**Instructions to follow**
Scan the data. Collect each line that contains the word "React".

**Supplied records**

┄┄┄┄┄┄┄┄┄┄┄┄┄┄┄┄┄┄┄┄

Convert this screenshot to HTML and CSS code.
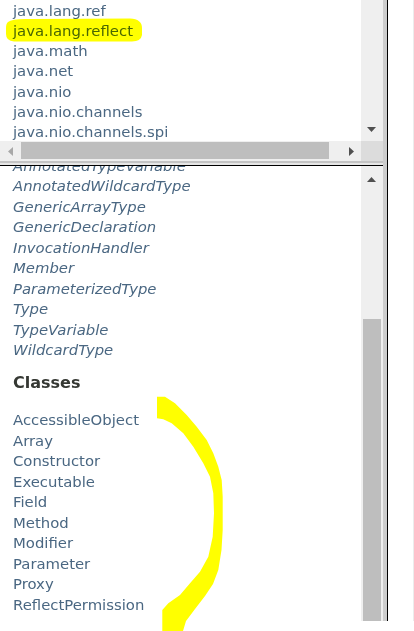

┄┄┄┄┄┄┄┄┄┄┄┄┄┄┄┄┄┄┄┄

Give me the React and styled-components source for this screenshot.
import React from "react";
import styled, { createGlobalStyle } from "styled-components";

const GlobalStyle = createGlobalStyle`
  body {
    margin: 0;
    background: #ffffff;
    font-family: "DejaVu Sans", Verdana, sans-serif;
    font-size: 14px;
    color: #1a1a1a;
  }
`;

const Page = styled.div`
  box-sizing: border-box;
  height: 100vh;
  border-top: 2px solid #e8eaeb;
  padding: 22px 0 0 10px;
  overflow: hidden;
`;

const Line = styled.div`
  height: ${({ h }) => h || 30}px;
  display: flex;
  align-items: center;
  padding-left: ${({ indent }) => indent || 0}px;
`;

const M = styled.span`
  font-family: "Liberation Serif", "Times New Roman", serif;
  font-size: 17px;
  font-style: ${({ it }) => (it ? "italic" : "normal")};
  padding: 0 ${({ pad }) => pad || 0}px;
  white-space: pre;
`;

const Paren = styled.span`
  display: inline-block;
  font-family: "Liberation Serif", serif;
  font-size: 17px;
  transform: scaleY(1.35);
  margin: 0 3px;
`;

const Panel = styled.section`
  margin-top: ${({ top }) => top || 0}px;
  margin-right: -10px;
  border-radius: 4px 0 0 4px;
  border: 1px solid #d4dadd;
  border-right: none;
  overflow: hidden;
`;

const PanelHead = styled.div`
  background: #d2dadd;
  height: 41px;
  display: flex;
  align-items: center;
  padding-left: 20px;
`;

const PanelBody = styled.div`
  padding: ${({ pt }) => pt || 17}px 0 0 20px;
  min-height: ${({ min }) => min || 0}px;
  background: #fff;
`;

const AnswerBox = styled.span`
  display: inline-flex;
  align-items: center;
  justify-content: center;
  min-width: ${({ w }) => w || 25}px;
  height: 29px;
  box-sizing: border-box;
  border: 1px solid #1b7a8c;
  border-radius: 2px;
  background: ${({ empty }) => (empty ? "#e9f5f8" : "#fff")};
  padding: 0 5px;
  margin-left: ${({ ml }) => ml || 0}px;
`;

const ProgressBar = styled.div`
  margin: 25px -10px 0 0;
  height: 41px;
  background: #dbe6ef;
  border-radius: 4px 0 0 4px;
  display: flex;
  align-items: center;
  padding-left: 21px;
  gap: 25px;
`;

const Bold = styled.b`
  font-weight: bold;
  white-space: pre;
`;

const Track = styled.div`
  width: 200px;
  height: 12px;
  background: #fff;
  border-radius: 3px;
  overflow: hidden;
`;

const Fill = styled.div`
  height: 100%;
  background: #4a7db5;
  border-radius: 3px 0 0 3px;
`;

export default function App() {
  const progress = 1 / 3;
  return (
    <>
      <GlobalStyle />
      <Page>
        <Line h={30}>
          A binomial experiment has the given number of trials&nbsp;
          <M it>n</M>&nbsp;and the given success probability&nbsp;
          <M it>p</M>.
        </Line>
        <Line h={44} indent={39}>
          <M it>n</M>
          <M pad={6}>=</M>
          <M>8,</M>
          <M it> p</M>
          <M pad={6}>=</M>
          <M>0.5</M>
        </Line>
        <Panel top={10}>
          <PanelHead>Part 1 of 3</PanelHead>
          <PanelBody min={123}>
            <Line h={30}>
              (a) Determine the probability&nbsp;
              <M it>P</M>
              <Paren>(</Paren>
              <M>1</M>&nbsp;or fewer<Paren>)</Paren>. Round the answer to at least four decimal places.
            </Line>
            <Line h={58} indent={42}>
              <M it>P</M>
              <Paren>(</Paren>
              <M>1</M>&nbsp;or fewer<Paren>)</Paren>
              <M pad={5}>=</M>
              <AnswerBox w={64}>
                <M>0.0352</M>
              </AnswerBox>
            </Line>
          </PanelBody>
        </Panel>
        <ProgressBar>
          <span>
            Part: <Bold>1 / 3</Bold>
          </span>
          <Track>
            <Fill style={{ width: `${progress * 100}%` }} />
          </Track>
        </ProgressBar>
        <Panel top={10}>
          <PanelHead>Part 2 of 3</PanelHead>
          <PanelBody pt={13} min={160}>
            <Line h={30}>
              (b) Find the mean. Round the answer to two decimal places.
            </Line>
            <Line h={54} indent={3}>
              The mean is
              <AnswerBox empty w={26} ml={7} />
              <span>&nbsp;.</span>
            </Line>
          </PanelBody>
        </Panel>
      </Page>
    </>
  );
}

┄┄┄┄┄┄┄┄┄┄┄┄┄┄┄┄┄┄┄┄

**Answer**
Give me the React and styled-components source for this screenshot.
import React from "react";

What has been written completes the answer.